Daniel Schubert’s paintings serve as physical documents of working through a personal narrative. Filled with hand-drawn markings, there is a sense that something is being written tracked, or counted in their making. Unstretched and floppy, the paintings could be flipped through and rearranged on the wall. They felt like pages from a giant notebook—the personal burdens and decisions peeling off the wall onto the viewer.
Also exhibited, was one of Nicolas Shake’s large Polycaprolactone wall sculptures, created by melting pellets and molding them using tire tread and palm fronds. The work is a giant fossil of the peripheral that people leave behind. Liv Aanrud’s work also conveys a sense of recording time. Employing the method of traditional folk rag rug hooking used by her grandmother, Aanrud collapses different narratives into one. Histories of painting and craft meld into mythical stories and imagined landscapes.
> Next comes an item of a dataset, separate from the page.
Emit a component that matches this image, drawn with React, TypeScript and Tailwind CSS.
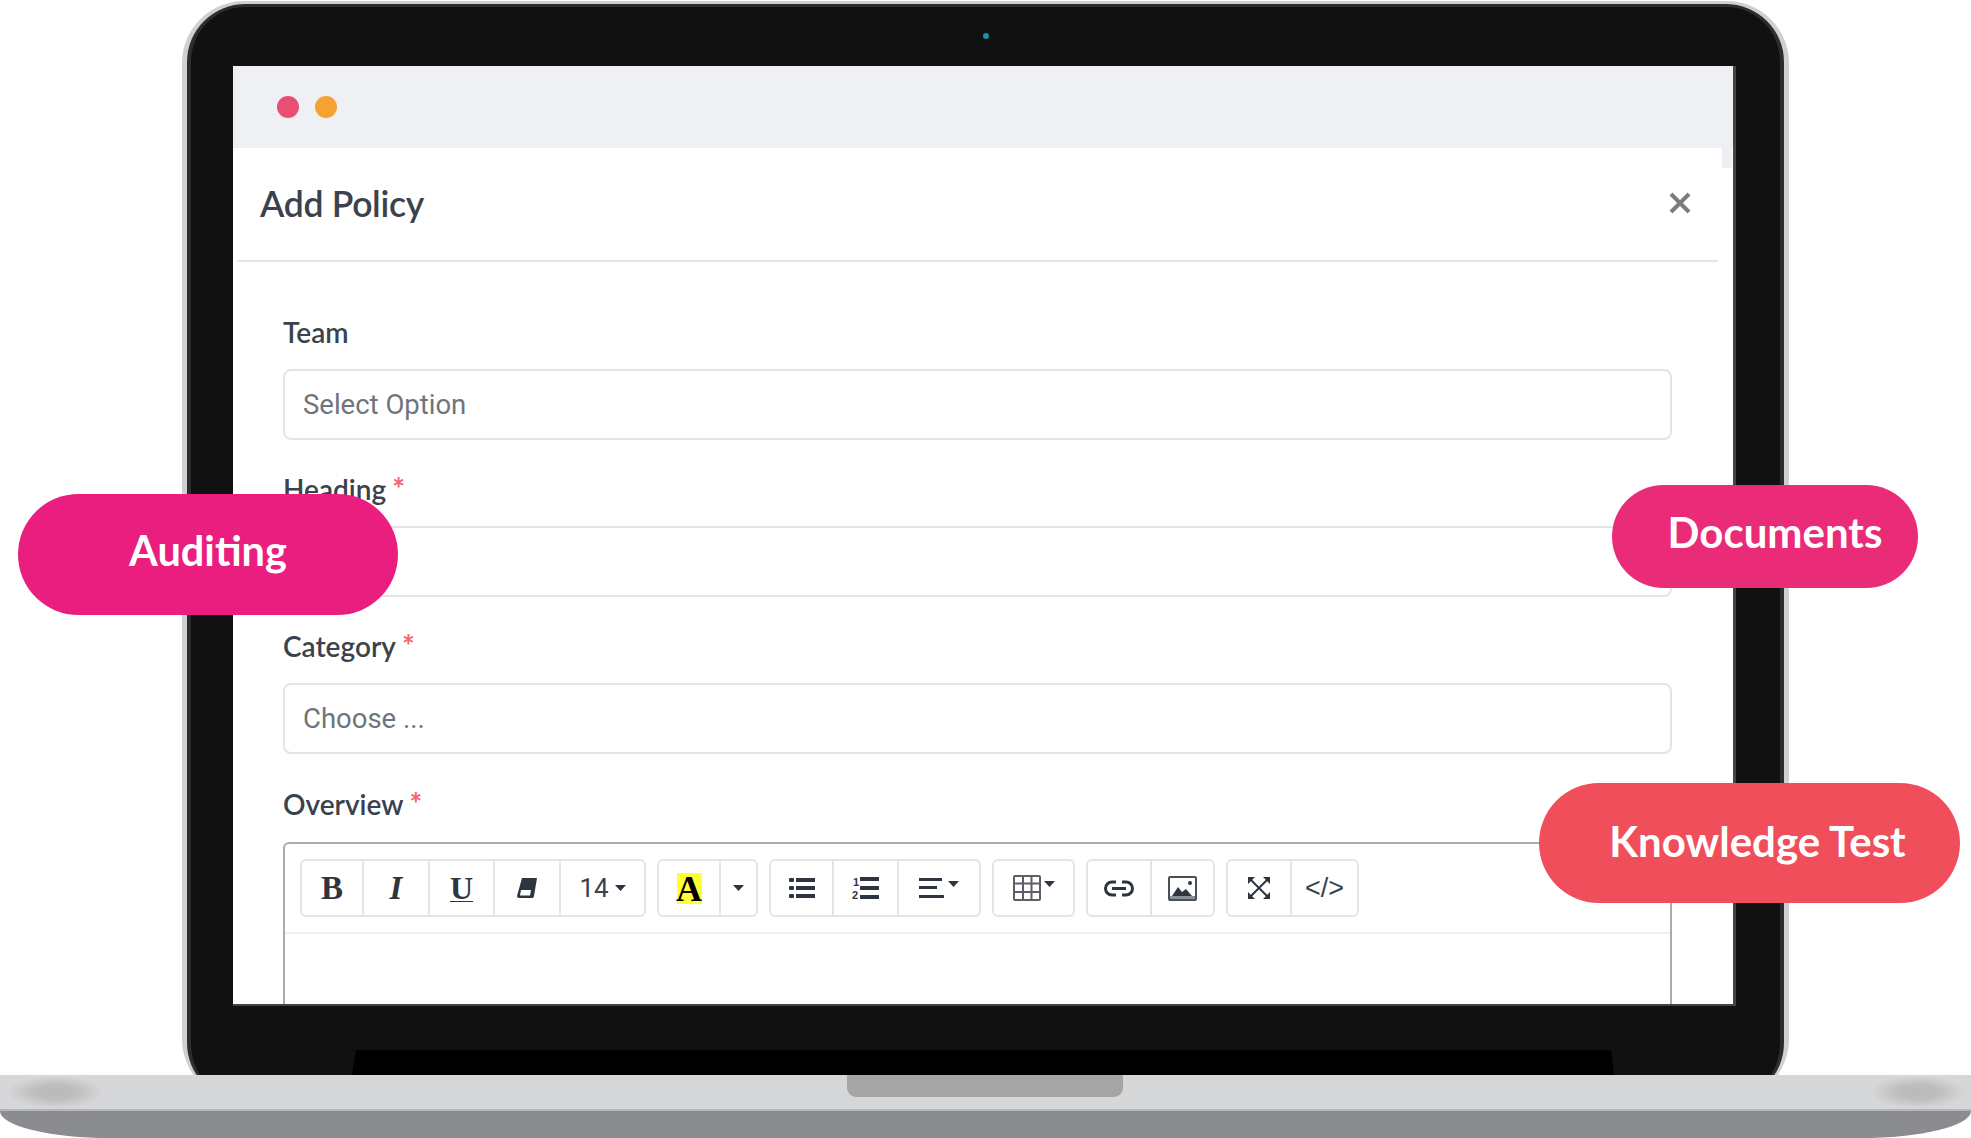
import { type ReactNode } from "react";

const LATO = "font-['Lato','Liberation_Sans',sans-serif]";

const Dropcaret = ({ className = "" }: { className?: string }) => (
  <svg width="11" height="6" viewBox="0 0 11 6" className={className}>
    <path d="M0 0h11L5.500 6z" fill="#2f3540" />
  </svg>
);

function Field({ label, required, placeholder }: { label: string; required?: boolean; placeholder?: string }) {
  return (
    <div className="flex flex-col">
      <label className="h-[55px] flex items-start text-[28px] leading-[36px] font-semibold text-[#3c424d]">
        {label}
        {required && <span className="ml-[6px] mt-[2px] text-[#f0656f] text-[30px] font-bold leading-[30px]">*</span>}
      </label>
      <div className="h-[71px] rounded-lg border-2 border-[#e3e4ea] flex items-center px-[18px] text-[27.500px] text-[#6f757c] font-['Roboto',sans-serif]">
        {placeholder}
      </div>
    </div>
  );
}

function Btn({ w, last, children }: { w: string; last?: boolean; children: ReactNode }) {
  return (
    <div className={`${w} h-full flex items-center justify-center ${last ? "" : "border-r-2 border-[#e3e5ea]"}`}>
      {children}
    </div>
  );
}

function Group({ children }: { children: ReactNode }) {
  return <div className="h-[58px] flex rounded-md border-2 border-[#e3e5ea]">{children}</div>;
}

function Toolbar() {
  return (
    <div className="h-[90px] border-b-2 border-[#eef0f3] pt-[15px] pl-[15px] flex gap-[11px] text-[#2f3540]">
      <Group>
        <Btn w="w-[62px]"><span className="font-['Liberation_Serif',serif] font-bold text-[33px] leading-none">B</span></Btn>
        <Btn w="w-[66px]"><span className="font-['Liberation_Serif',serif] font-bold italic text-[33px] leading-none">I</span></Btn>
        <Btn w="w-[65px]"><span className="font-['Liberation_Serif',serif] font-bold text-[32px] leading-none underline underline-offset-2 decoration-1">U</span></Btn>
        <Btn w="w-[66px]">
          <svg width="22" height="22" viewBox="0 0 22 22">
            <path d="M6 1h15l-3 18a2 2 0 0 1-2 2H3a2 2 0 0 1-2-2z" fill="#2f3540" />
            <path d="M5 13h10l-1 5.500H4z" fill="#fff" />
          </svg>
        </Btn>
        <Btn w="w-[83px]" last>
          <span className="text-[26px] font-['Roboto',sans-serif] mr-[6px] text-[#3a4250]">14</span>
          <Dropcaret />
        </Btn>
      </Group>
      <Group>
        <Btn w="w-[62px]">
          <span className="w-[25px] h-[31px] bg-[#ffff33] text-black font-['Liberation_Serif',serif] font-bold text-[36px] leading-[33px] flex justify-center">A</span>
        </Btn>
        <Btn w="w-[35px]" last><Dropcaret /></Btn>
      </Group>
      <Group>
        <Btn w="w-[63px]">
          <svg width="26" height="22" viewBox="0 0 26 22" fill="#2f3540">
            <rect x="0" y="1" width="5" height="4" rx="1" /><rect x="7" y="1" width="19" height="4" />
            <rect x="0" y="9" width="5" height="4" rx="1" /><rect x="7" y="9" width="19" height="4" />
            <rect x="0" y="17" width="5" height="4" rx="1" /><rect x="7" y="17" width="19" height="4" />
          </svg>
        </Btn>
        <Btn w="w-[65px]">
          <svg width="27" height="24" viewBox="0 0 27 24" fill="#2f3540">
            <rect x="8" y="1" width="19" height="4" /><rect x="8" y="10" width="19" height="4" /><rect x="8" y="19" width="19" height="4" />
            <text x="1" y="10" fontSize="11" fontWeight="700" fontFamily="Liberation Sans">1</text>
            <text x="0" y="23" fontSize="11" fontWeight="700" fontFamily="Liberation Sans">2</text>
          </svg>
        </Btn>
        <Btn w="w-[80px]" last>
          <svg width="25" height="22" viewBox="0 0 25 22" fill="#2f3540" className="mr-[4px]">
            <rect x="0" y="1" width="23" height="3" /><rect x="0" y="9" width="18" height="3" /><rect x="0" y="18" width="25" height="3" />
          </svg>
          <Dropcaret className="-mt-2" />
        </Btn>
      </Group>
      <Group>
        <Btn w="w-[79px]" last>
          <svg width="28" height="26" viewBox="0 0 28 26" fill="none" stroke="#5a5f68" strokeWidth="2" className="mr-[3px]">
            <rect x="1" y="1" width="26" height="24" rx="1" />
            <path d="M1 8.500h26M1 17h26M10 1v24M18.500 1v24" />
          </svg>
          <Dropcaret className="-mt-2" />
        </Btn>
      </Group>
      <Group>
        <Btn w="w-[64px]">
          <svg width="30" height="17" viewBox="0 0 30 17" fill="none" stroke="#2f3540" strokeWidth="3">
            <path d="M12 2H8a6.500 6.500 0 0 0 0 13h4M18 2h4a6.500 6.500 0 0 1 0 13h-4M8 8.500h14" />
          </svg>
        </Btn>
        <Btn w="w-[61px]" last>
          <svg width="29" height="25" viewBox="0 0 29 25">
            <rect x="1" y="1" width="27" height="23" rx="1" fill="none" stroke="#4a4e56" strokeWidth="2" />
            <path d="M4 20l6-9 4 5 4-3 6 7z" fill="#2f3540" />
            <circle cx="22" cy="7" r="2" fill="#2f3540" />
            <rect x="2" y="20" width="25" height="3" fill="#8b8f96" />
          </svg>
        </Btn>
      </Group>
      <Group>
        <Btn w="w-[64px]">
          <svg width="24" height="24" viewBox="0 0 24 24" fill="#2f3540" stroke="#2f3540">
            <path d="M3.500 3.500l17 17M20.500 3.500l-17 17" strokeWidth="2" fill="none" />
            <path d="M1 1h7L1 8zM23 1h-7l7 7zM1 23h7l-7-7zM23 23h-7l7-7z" strokeWidth="0" />
          </svg>
        </Btn>
        <Btn w="w-[65px]" last>
          <span className="text-[27px] font-['Liberation_Sans',sans-serif] text-[#3a4250]">&lt;/&gt;</span>
        </Btn>
      </Group>
    </div>
  );
}

function Pill({ className, children }: { className: string; children: ReactNode }) {
  return (
    <div className={`absolute flex items-center justify-center rounded-full text-white font-bold ${LATO} ${className}`}>
      {children}
    </div>
  );
}

export default function App() {
  return (
    <div className={`relative w-[1971px] h-[1138px] bg-white overflow-hidden ${LATO}`}>
      {/* lid, clipped where it meets the hinge */}
      <div className="h-[1075px] overflow-hidden pt-[1px] pl-[182px] pr-[182px]">
        <div className="h-[1100px] rounded-[62px] border-x-[5px] border-t-[3px] border-[#cfd0d2]">
          <div className="relative h-full rounded-[58px] border-x-[4px] border-t-[3px] border-[#2c2d31] bg-[#111111] pt-[59px] pl-[42px] pr-[44px]">
            <div className="absolute left-1/2 -translate-x-1/2 top-[26px] w-[6px] h-[6px] rounded-full bg-[#1a93a8]" />
            {/* screen */}
            <div className="relative h-[940px] bg-white border-r-[3px] border-b-2 border-[#444444] flex flex-col overflow-hidden">
              <div className="h-[82px] shrink-0 bg-[#eff0f4] flex items-center pl-[44px] gap-[16px]">
                <span className="w-[22px] h-[22px] rounded-full bg-[#e84f75]" />
                <span className="w-[22px] h-[22px] rounded-full bg-[#f6a233]" />
              </div>
              <div className="absolute top-[80px] right-[1px] w-[10px] h-[22px] bg-[#eeeff3]" />
              <div className="h-[114px] shrink-0 ml-[4px] mr-[15px] border-b-2 border-[#e4e4ea] flex items-center justify-between pl-[23px] pr-[27px]">
                <h1 className="text-[35.500px] font-semibold tracking-[-0.3px] text-[#3c424d]">Add Policy</h1>
                <svg width="22" height="22" viewBox="0 0 22 22" stroke="#7c7c7c" strokeWidth="4" className="-mt-[2px]">
                  <path d="M2 2l18 18M20 2L2 20" />
                </svg>
              </div>
              <form className="flex flex-col gap-[31px] pt-[52px] pl-[50px] pr-[61px]">
                <Field label="Team" placeholder="Select Option" />
                <Field label="Heading" required />
                <Field label="Category" required placeholder="Choose ..." />
                <div className="flex flex-col">
                  <label className="h-[57px] text-[28px] leading-[36px] font-semibold text-[#3c424d]">
                    Overview<span className="ml-[6px] text-[#f0656f] text-[30px] font-bold">*</span>
                  </label>
                  <div className="h-[300px] rounded-t-md border-x-2 border-t-2 border-[#ababab]">
                    <Toolbar />
                  </div>
                </div>
              </form>
            </div>
            {/* hinge cutout */}
            <div className="absolute bottom-[26px] left-[161px] right-[166px] h-[25px] bg-black [clip-path:polygon(4px_0,calc(100%-3px)_0,100%_100%,0_100%)]" />
          </div>
        </div>
      </div>
      {/* base */}
      <div className="relative h-[36px] bg-[#d6d7d9] border-b-2 border-[#b5b6b8]">
        <div className="absolute left-[847px] top-0 w-[276px] h-[22px] bg-[#a5a5a5] rounded-b-[9px]" />
        <div className="absolute left-[5px] top-0 w-[100px] h-full bg-[radial-gradient(ellipse_at_center,#b9b9b9_0%,#bebebe_30%,#d6d7d9_68%)]" />
        <div className="absolute left-[1868px] top-0 w-[100px] h-full bg-[radial-gradient(ellipse_at_center,#b9b9b9_0%,#bebebe_30%,#d6d7d9_68%)]" />
      </div>
      <div className="h-[27px] bg-[#8b8c8f] rounded-b-[110px_27px]" />

      <Pill className="left-[18px] top-[494px] w-[380px] h-[121px] bg-[#e91e7f] text-[41.500px] pb-[9px]">Auditing</Pill>
      <Pill className="left-[1612px] top-[485px] w-[306px] h-[103px] bg-[#e92b78] text-[42px] pb-[8px] pl-[20px]">Documents</Pill>
      <Pill className="left-[1539px] top-[783px] w-[421px] h-[120px] bg-[#ef4e5a] text-[42px] pb-[4px] pl-[16px]">Knowledge Test</Pill>
    </div>
  );
}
All together, the space felt intimate and familiar, and for a second, with the fiery glow of Shannon Roxanne Taylor’s neon sign, I almost forgot I’m not at ARVIA.
JACOB’S WEST also thrived within the pop-up framework of SPRING/BREAK Art Show. Originally a project space that began in a garden as JACOB’S in Highland Park, JACOB’S WEST now functions as a nomadic pop-up. Off-Site, is the third show presented outside of the garden.
Featured against the left wall, were two Spencer Carmona paintings that are part of his Santa Ana Sun series. They are obediently restrained, each a variation of the same horizon line and sun. But, the restricted composition makes the subtle color shifts and differences in paint application feel surprisingly extreme and expressive. Their simplicity creates a pictorial tension that let me hover between thinking and feeling, resulting in a constant tug of war between the real and unreal, the symbolic and literal.
JACOB’S WEST also brought a little bit of its home base into the metal industrial units at ROW. The room had a casual, backyard feel, with succulents potted in Sara Bright’s ceramic planters sitting atop plywood pedestals. An Ocotillo and Organ Pipe cactus emphasized the landscape frameworks in the work and were also a nod to the plants in the original garden location.
Several of the pieces in the show acknowledge the distinctive industrial environment. The repetitive, swift lines in Jacob Melchi’s paintings both mirror some of the structures in the room, but also provide skeletons for each painting’s compositional architecture. The drain grates on the floor, the corrugated metal walls, and the ceiling fan covers all of a sudden became more obvious. Melchi’s configurations felt unconfined and infinite, yet organized—a contrast to Bright’s more lyrical works.
Both Elizabeth Huey and Natalie Smith use a hunter-gatherer approach in their work. Pulling from a wide range of topics, Huey’s work depicts human activities and fluctuating states of being—gardening, loving, blooming, celebrating, and many more. Her source materials and physical materials vary, including photography, painting, drawing, sculpture, and collage. Smith also uses material and mark-making without hesitation—collaging, writing, twisting pieces of canvas. While it feels like Huey tells more complex, hypothetical narratives, Smith distills her stories into singular moments of the everyday.
Overall, the 40-plus curated projects in the SPRING/BREAK Art Show were a refreshing alternative to the other simultaneous fairs. What was presented, extended beyond the confines of typical art fair week conventions. The less-than perfect installations, tangential themes, and diverse ways of making from VR to performance left me looking forward to next year.